You may be familiar with these methods if you work in a data-intensive field. Real-time processing watches the data as it is being created, giving near instant insights. Batch processing collects data over time and processes it in batches. Both are valuable, but how do you effectively combine them? Let’s get it sorted.

What Is Real-Time Data Processing?

Real-time processing is everything about timeliness. Think of a stock market dashboard: traders need to view the price fluctuations at the moment they happen. That’s where real-time data processing shines. These technologies enable businesses to react to events as they happen by continually consuming, processing, and analyzing data. Common tools for creating real-time pipelines include Amazon Kinesis, Apache Flink, and Apache Kafka.

Pros:

Immediate Insights: Perfect for situations requiring quick decisions, such as fraud detection or personalized recommendations.
Improved User Experience: Instant notifications about purchases or breaking news enhance engagement.
Proactive Response: Businesses can respond to issues or opportunities in real-time.

Cons:

Complexity: Real-time systems are more complicated to design and scale.
Cost: They require substantial computing resources, which can get expensive.
Not Always Necessary: Implementing real-time solutions for non-urgent tasks can waste resources.

What Is Batch Processing?

Batch processing might be the older sibling, but it’s far from outdated. Think of a payroll system that calculates salaries once a month. Instead of handling data as it comes in, batch systems collect it over a set period, process it all at once, and produce results afterward.

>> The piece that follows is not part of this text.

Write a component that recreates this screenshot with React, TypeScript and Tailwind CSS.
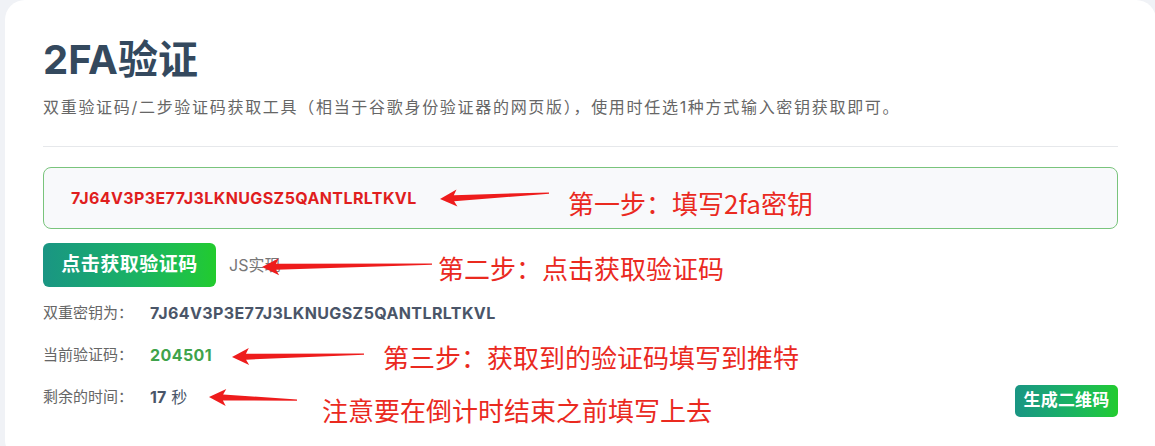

Popular tools include Apache Hadoop, Apache Spark, and AWS Glue.

Pros:

Efficiency: Processing data in bulk is often more resource-efficient.
Scalability: Ideal for massive datasets, like those in data warehouses or ETL processes.
Simplicity: Easier to design and maintain compared to real-time systems.

Cons:

Latency: The delay in processing means it’s unsuitable for time-sensitive tasks.
Less Flexibility: Adapting quickly to new data or conditions is harder.

Why You Need Both!

Most businesses don’t operate in a world where they can rely solely on real-time or batch processing. A hybrid approach that combines both is usually the best solution. For example:

E-commerce: Real-time processing can recommend products as users browse, while batch processing analyzes sales trends overnight to optimize inventory.
Streaming Services: Real-time systems suggest shows based on what a user is watching, but batch processing helps identify long-term viewing trends.
IoT Applications: Real-time processing can detect critical events like temperature spikes, while batch processing analyzes historical data to find patterns and improve operations.

How to Balance Real-Time and Batch Processing

Here are some strategies for finding the right mix of real-time and batch processing:

1. Know Your Use Cases

Start by categorizing your data needs:

High Priority, Low Latency: Tasks like fraud detection, dynamic pricing, or system monitoring require real-time processing.
Low Priority, High Latency: Activities like quarterly reports, churn analysis, or model training are better suited for batch processing.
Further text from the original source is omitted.